▸ **Description of the task**: Transcribe the material word for word, but without the images.

▸ **Data block**:
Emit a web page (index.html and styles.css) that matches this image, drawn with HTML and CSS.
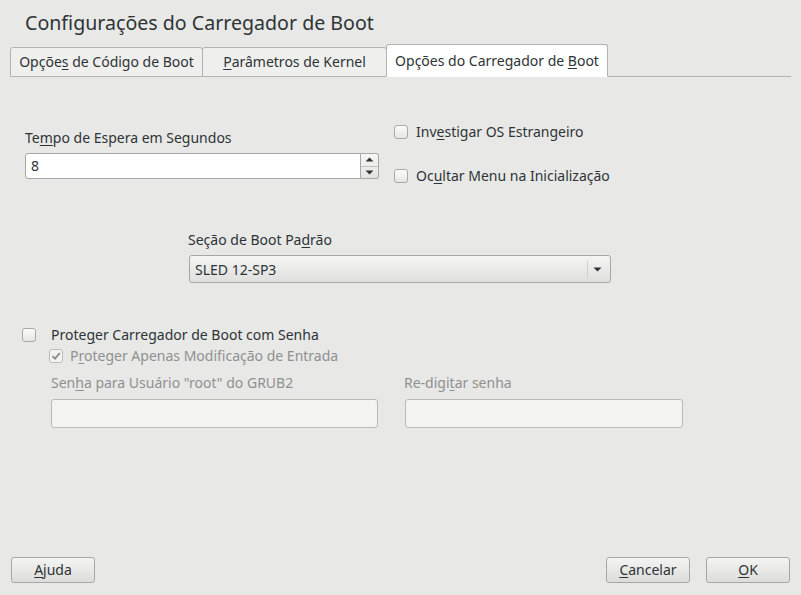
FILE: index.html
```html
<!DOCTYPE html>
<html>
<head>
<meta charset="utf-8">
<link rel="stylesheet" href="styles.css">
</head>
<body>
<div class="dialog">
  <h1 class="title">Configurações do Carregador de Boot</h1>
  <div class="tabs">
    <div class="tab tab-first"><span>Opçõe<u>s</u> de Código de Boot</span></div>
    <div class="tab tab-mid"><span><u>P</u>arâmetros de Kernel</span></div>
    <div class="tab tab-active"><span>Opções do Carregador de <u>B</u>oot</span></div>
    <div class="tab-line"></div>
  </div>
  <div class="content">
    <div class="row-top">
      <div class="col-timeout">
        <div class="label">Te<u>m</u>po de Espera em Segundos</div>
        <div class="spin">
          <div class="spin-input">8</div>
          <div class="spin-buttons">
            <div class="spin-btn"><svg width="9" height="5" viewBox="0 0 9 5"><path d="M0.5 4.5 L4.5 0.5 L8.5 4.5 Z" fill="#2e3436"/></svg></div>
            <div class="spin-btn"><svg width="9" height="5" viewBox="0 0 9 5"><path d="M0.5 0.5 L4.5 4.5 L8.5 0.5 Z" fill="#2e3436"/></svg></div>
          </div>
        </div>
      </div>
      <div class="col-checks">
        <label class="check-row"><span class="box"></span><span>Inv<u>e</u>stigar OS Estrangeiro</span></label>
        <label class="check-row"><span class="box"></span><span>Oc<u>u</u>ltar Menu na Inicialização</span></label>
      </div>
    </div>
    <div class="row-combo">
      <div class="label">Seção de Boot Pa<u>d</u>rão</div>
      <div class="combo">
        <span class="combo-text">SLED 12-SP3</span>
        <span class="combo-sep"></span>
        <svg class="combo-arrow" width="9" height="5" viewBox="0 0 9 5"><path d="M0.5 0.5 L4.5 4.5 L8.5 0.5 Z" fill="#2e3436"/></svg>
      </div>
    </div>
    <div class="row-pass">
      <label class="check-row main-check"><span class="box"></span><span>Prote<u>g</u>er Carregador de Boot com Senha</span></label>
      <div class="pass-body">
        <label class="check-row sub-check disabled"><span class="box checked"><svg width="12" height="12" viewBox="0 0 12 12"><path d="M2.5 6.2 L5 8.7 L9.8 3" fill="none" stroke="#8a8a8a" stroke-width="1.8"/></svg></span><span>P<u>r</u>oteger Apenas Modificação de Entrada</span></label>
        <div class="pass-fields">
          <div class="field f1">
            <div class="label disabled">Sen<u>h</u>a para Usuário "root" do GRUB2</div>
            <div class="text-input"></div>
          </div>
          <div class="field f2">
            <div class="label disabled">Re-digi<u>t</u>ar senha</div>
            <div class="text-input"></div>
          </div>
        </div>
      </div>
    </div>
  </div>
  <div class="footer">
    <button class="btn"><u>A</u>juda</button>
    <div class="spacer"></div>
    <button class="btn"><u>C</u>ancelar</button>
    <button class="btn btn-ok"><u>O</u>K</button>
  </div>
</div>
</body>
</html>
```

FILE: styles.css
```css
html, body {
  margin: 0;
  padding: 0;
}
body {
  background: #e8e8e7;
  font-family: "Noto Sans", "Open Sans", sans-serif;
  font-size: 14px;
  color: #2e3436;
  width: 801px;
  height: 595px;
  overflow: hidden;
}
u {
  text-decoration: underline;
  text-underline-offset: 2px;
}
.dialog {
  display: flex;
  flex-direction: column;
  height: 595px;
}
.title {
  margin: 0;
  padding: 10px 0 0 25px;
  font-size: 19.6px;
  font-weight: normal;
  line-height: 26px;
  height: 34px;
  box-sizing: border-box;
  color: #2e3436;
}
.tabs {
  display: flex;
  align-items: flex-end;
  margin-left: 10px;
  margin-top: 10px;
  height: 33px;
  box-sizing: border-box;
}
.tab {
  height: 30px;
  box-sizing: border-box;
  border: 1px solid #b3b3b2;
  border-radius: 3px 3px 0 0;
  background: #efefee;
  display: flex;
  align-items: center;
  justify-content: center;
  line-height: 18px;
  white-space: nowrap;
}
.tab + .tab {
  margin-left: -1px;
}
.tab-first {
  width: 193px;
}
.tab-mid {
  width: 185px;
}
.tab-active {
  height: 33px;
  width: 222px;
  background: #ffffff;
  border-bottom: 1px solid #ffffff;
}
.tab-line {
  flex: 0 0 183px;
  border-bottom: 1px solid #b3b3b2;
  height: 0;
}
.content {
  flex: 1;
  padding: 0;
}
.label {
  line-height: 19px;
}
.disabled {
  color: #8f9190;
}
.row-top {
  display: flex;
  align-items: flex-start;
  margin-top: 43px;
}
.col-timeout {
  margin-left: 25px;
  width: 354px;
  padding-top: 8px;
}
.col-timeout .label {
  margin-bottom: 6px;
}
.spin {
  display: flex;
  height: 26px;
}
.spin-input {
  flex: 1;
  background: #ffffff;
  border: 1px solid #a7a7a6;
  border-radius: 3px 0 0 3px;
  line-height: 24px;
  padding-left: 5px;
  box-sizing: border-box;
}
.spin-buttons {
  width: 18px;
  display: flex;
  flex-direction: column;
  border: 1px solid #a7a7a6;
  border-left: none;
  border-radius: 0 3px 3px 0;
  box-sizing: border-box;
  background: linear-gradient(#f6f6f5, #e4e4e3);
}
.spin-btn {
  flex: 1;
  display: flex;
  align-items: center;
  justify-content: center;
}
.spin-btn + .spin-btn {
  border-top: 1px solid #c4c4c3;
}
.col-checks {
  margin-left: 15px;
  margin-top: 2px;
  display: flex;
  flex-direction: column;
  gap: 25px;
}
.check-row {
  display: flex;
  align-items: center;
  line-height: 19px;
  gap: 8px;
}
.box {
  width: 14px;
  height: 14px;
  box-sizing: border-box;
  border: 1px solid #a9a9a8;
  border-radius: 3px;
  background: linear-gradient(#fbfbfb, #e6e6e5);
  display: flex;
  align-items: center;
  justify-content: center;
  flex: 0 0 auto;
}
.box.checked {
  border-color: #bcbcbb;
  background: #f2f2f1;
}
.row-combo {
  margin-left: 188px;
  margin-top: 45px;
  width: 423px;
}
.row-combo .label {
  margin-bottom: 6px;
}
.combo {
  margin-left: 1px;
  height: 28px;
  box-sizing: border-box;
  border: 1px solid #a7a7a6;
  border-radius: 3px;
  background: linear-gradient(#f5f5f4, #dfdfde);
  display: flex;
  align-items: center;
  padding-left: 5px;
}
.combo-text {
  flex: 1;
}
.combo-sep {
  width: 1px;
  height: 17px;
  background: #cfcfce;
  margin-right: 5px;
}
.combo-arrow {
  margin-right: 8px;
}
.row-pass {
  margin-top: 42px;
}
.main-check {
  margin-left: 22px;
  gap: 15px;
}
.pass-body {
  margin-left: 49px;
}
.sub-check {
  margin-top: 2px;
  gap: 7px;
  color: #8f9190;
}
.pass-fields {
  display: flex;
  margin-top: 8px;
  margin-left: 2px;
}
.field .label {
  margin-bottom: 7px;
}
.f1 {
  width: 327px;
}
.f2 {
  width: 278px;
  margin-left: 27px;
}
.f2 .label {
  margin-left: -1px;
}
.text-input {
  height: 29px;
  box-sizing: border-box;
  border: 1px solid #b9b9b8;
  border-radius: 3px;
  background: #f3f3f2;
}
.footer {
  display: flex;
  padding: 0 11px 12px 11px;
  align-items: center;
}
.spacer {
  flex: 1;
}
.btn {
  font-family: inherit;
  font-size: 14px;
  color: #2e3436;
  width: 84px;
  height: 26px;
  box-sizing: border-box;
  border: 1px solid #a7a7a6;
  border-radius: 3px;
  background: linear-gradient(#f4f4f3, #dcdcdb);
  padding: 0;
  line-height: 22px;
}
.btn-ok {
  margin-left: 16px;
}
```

▸ **Solution to this task**:
Emit a web page (index.html and styles.css) that matches this image, drawn with HTML and CSS.
FILE: index.html
```html
<!DOCTYPE html>
<html>
<head>
<meta charset="utf-8">
<link rel="stylesheet" href="styles.css">
</head>
<body>
<div class="dialog">
  <h1 class="title">Configurações do Carregador de Boot</h1>
  <div class="tabs">
    <div class="tab tab-first"><span>Opçõe<u>s</u> de Código de Boot</span></div>
    <div class="tab tab-mid"><span><u>P</u>arâmetros de Kernel</span></div>
    <div class="tab tab-active"><span>Opções do Carregador de <u>B</u>oot</span></div>
    <div class="tab-line"></div>
  </div>
  <div class="content">
    <div class="row-top">
      <div class="col-timeout">
        <div class="label">Te<u>m</u>po de Espera em Segundos</div>
        <div class="spin">
          <div class="spin-input">8</div>
          <div class="spin-buttons">
            <div class="spin-btn"><svg width="9" height="5" viewBox="0 0 9 5"><path d="M0.5 4.5 L4.5 0.5 L8.5 4.5 Z" fill="#2e3436"/></svg></div>
            <div class="spin-btn"><svg width="9" height="5" viewBox="0 0 9 5"><path d="M0.5 0.5 L4.5 4.5 L8.5 0.5 Z" fill="#2e3436"/></svg></div>
          </div>
        </div>
      </div>
      <div class="col-checks">
        <label class="check-row"><span class="box"></span><span>Inv<u>e</u>stigar OS Estrangeiro</span></label>
        <label class="check-row"><span class="box"></span><span>Oc<u>u</u>ltar Menu na Inicialização</span></label>
      </div>
    </div>
    <div class="row-combo">
      <div class="label">Seção de Boot Pa<u>d</u>rão</div>
      <div class="combo">
        <span class="combo-text">SLED 12-SP3</span>
        <span class="combo-sep"></span>
        <svg class="combo-arrow" width="9" height="5" viewBox="0 0 9 5"><path d="M0.5 0.5 L4.5 4.5 L8.5 0.5 Z" fill="#2e3436"/></svg>
      </div>
    </div>
    <div class="row-pass">
      <label class="check-row main-check"><span class="box"></span><span>Prote<u>g</u>er Carregador de Boot com Senha</span></label>
      <div class="pass-body">
        <label class="check-row sub-check disabled"><span class="box checked"><svg width="12" height="12" viewBox="0 0 12 12"><path d="M2.5 6.2 L5 8.7 L9.8 3" fill="none" stroke="#8a8a8a" stroke-width="1.8"/></svg></span><span>P<u>r</u>oteger Apenas Modificação de Entrada</span></label>
        <div class="pass-fields">
          <div class="field f1">
            <div class="label disabled">Sen<u>h</u>a para Usuário "root" do GRUB2</div>
            <div class="text-input"></div>
          </div>
          <div class="field f2">
            <div class="label disabled">Re-digi<u>t</u>ar senha</div>
            <div class="text-input"></div>
          </div>
        </div>
      </div>
    </div>
  </div>
  <div class="footer">
    <button class="btn"><u>A</u>juda</button>
    <div class="spacer"></div>
    <button class="btn"><u>C</u>ancelar</button>
    <button class="btn btn-ok"><u>O</u>K</button>
  </div>
</div>
</body>
</html>
```

FILE: styles.css
```css
html, body {
  margin: 0;
  padding: 0;
}
body {
  background: #e8e8e7;
  font-family: "Noto Sans", "Open Sans", sans-serif;
  font-size: 14px;
  color: #2e3436;
  width: 801px;
  height: 595px;
  overflow: hidden;
}
u {
  text-decoration: underline;
  text-underline-offset: 2px;
}
.dialog {
  display: flex;
  flex-direction: column;
  height: 595px;
}
.title {
  margin: 0;
  padding: 10px 0 0 25px;
  font-size: 19.6px;
  font-weight: normal;
  line-height: 26px;
  height: 34px;
  box-sizing: border-box;
  color: #2e3436;
}
.tabs {
  display: flex;
  align-items: flex-end;
  margin-left: 10px;
  margin-top: 10px;
  height: 33px;
  box-sizing: border-box;
}
.tab {
  height: 30px;
  box-sizing: border-box;
  border: 1px solid #b3b3b2;
  border-radius: 3px 3px 0 0;
  background: #efefee;
  display: flex;
  align-items: center;
  justify-content: center;
  line-height: 18px;
  white-space: nowrap;
}
.tab + .tab {
  margin-left: -1px;
}
.tab-first {
  width: 193px;
}
.tab-mid {
  width: 185px;
}
.tab-active {
  height: 33px;
  width: 222px;
  background: #ffffff;
  border-bottom: 1px solid #ffffff;
}
.tab-line {
  flex: 0 0 183px;
  border-bottom: 1px solid #b3b3b2;
  height: 0;
}
.content {
  flex: 1;
  padding: 0;
}
.label {
  line-height: 19px;
}
.disabled {
  color: #8f9190;
}
.row-top {
  display: flex;
  align-items: flex-start;
  margin-top: 43px;
}
.col-timeout {
  margin-left: 25px;
  width: 354px;
  padding-top: 8px;
}
.col-timeout .label {
  margin-bottom: 6px;
}
.spin {
  display: flex;
  height: 26px;
}
.spin-input {
  flex: 1;
  background: #ffffff;
  border: 1px solid #a7a7a6;
  border-radius: 3px 0 0 3px;
  line-height: 24px;
  padding-left: 5px;
  box-sizing: border-box;
}
.spin-buttons {
  width: 18px;
  display: flex;
  flex-direction: column;
  border: 1px solid #a7a7a6;
  border-left: none;
  border-radius: 0 3px 3px 0;
  box-sizing: border-box;
  background: linear-gradient(#f6f6f5, #e4e4e3);
}
.spin-btn {
  flex: 1;
  display: flex;
  align-items: center;
  justify-content: center;
}
.spin-btn + .spin-btn {
  border-top: 1px solid #c4c4c3;
}
.col-checks {
  margin-left: 15px;
  margin-top: 2px;
  display: flex;
  flex-direction: column;
  gap: 25px;
}
.check-row {
  display: flex;
  align-items: center;
  line-height: 19px;
  gap: 8px;
}
.box {
  width: 14px;
  height: 14px;
  box-sizing: border-box;
  border: 1px solid #a9a9a8;
  border-radius: 3px;
  background: linear-gradient(#fbfbfb, #e6e6e5);
  display: flex;
  align-items: center;
  justify-content: center;
  flex: 0 0 auto;
}
.box.checked {
  border-color: #bcbcbb;
  background: #f2f2f1;
}
.row-combo {
  margin-left: 188px;
  margin-top: 45px;
  width: 423px;
}
.row-combo .label {
  margin-bottom: 6px;
}
.combo {
  margin-left: 1px;
  height: 28px;
  box-sizing: border-box;
  border: 1px solid #a7a7a6;
  border-radius: 3px;
  background: linear-gradient(#f5f5f4, #dfdfde);
  display: flex;
  align-items: center;
  padding-left: 5px;
}
.combo-text {
  flex: 1;
}
.combo-sep {
  width: 1px;
  height: 17px;
  background: #cfcfce;
  margin-right: 5px;
}
.combo-arrow {
  margin-right: 8px;
}
.row-pass {
  margin-top: 42px;
}
.main-check {
  margin-left: 22px;
  gap: 15px;
}
.pass-body {
  margin-left: 49px;
}
.sub-check {
  margin-top: 2px;
  gap: 7px;
  color: #8f9190;
}
.pass-fields {
  display: flex;
  margin-top: 8px;
  margin-left: 2px;
}
.field .label {
  margin-bottom: 7px;
}
.f1 {
  width: 327px;
}
.f2 {
  width: 278px;
  margin-left: 27px;
}
.f2 .label {
  margin-left: -1px;
}
.text-input {
  height: 29px;
  box-sizing: border-box;
  border: 1px solid #b9b9b8;
  border-radius: 3px;
  background: #f3f3f2;
}
.footer {
  display: flex;
  padding: 0 11px 12px 11px;
  align-items: center;
}
.spacer {
  flex: 1;
}
.btn {
  font-family: inherit;
  font-size: 14px;
  color: #2e3436;
  width: 84px;
  height: 26px;
  box-sizing: border-box;
  border: 1px solid #a7a7a6;
  border-radius: 3px;
  background: linear-gradient(#f4f4f3, #dcdcdb);
  padding: 0;
  line-height: 22px;
}
.btn-ok {
  margin-left: 16px;
}
```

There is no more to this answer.